Work to do
Pick out every line holding the string "this" and copy it.

━━━ Entries

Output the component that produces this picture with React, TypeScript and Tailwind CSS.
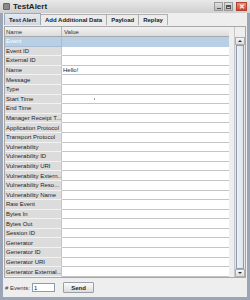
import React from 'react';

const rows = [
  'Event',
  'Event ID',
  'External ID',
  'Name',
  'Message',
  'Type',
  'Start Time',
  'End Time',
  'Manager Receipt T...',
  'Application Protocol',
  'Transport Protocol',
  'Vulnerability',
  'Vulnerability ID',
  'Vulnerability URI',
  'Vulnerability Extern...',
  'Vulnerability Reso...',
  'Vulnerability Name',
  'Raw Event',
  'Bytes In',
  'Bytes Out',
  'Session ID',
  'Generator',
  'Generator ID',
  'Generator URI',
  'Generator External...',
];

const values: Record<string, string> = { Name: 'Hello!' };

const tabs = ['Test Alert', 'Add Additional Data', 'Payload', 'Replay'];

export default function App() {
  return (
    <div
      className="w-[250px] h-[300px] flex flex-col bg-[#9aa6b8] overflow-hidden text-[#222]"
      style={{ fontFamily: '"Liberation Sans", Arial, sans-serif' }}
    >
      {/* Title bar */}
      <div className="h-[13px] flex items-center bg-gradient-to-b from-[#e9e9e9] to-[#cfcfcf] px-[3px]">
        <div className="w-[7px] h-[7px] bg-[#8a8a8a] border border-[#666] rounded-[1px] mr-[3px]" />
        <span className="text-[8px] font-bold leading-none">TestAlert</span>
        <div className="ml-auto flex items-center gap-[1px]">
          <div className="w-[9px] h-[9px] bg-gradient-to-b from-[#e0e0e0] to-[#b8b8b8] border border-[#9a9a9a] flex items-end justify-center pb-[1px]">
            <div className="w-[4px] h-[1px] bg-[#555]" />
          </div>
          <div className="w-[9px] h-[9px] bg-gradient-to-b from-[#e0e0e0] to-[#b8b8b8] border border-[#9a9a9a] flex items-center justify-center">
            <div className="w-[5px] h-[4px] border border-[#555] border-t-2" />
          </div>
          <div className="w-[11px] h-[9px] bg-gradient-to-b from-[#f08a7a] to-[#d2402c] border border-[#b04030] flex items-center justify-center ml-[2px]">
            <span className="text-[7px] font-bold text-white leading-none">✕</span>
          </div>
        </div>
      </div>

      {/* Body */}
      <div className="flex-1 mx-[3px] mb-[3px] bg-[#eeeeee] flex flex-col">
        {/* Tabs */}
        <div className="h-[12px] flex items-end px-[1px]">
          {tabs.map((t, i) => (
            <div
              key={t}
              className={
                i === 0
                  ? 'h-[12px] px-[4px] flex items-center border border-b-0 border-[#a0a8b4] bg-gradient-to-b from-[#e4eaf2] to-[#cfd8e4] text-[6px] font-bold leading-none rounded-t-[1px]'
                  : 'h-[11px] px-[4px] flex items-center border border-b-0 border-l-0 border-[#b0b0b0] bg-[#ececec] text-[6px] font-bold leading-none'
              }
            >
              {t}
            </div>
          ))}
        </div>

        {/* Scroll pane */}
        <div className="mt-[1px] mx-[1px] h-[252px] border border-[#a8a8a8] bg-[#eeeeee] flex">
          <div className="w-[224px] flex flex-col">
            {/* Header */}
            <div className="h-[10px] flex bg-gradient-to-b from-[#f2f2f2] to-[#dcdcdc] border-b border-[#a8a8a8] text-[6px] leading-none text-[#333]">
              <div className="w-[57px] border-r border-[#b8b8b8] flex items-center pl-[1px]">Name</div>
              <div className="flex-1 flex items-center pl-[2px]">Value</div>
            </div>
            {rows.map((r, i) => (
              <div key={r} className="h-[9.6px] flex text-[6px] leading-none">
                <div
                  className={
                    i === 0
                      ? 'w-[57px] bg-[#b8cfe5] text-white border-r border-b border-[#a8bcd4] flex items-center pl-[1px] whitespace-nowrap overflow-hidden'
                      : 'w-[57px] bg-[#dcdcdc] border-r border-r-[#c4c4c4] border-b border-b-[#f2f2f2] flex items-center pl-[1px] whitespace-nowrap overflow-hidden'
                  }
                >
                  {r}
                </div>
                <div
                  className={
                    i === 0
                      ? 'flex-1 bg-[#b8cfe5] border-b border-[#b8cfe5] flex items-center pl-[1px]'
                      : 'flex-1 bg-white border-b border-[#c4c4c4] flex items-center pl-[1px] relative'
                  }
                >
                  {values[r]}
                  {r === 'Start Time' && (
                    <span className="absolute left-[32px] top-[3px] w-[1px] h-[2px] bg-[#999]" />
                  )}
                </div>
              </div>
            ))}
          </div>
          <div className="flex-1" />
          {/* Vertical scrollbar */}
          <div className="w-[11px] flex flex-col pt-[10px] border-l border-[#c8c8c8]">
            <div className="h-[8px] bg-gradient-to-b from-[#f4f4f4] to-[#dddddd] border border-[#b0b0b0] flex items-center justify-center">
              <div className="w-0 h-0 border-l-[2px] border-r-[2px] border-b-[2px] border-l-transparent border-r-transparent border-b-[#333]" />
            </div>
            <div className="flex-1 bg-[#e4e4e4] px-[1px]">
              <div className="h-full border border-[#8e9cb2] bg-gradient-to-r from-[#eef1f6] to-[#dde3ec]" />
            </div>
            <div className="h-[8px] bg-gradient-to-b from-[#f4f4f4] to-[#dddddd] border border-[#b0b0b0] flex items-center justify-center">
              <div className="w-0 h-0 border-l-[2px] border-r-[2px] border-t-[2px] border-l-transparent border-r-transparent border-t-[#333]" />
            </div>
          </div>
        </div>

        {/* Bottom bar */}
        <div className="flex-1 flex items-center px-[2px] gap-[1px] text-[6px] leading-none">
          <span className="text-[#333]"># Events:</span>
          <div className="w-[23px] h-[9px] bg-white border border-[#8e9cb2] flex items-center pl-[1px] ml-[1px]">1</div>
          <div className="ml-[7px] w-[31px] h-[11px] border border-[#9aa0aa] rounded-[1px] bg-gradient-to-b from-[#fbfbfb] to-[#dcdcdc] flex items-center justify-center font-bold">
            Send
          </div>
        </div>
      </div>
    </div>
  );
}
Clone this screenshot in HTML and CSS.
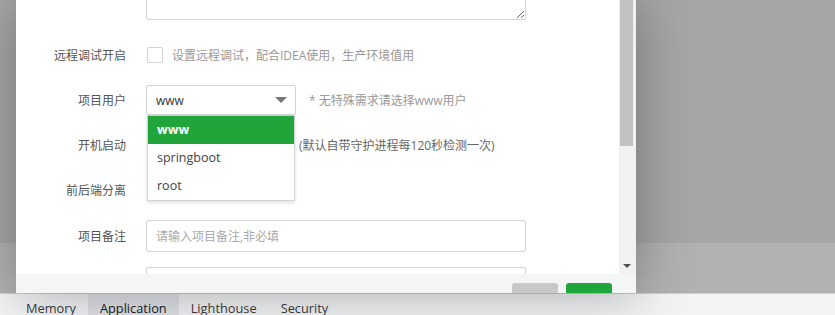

━━━━━━

Answer to the task
Output the component that produces this picture with React, TypeScript and Tailwind CSS.
Clone this screenshot in HTML and CSS.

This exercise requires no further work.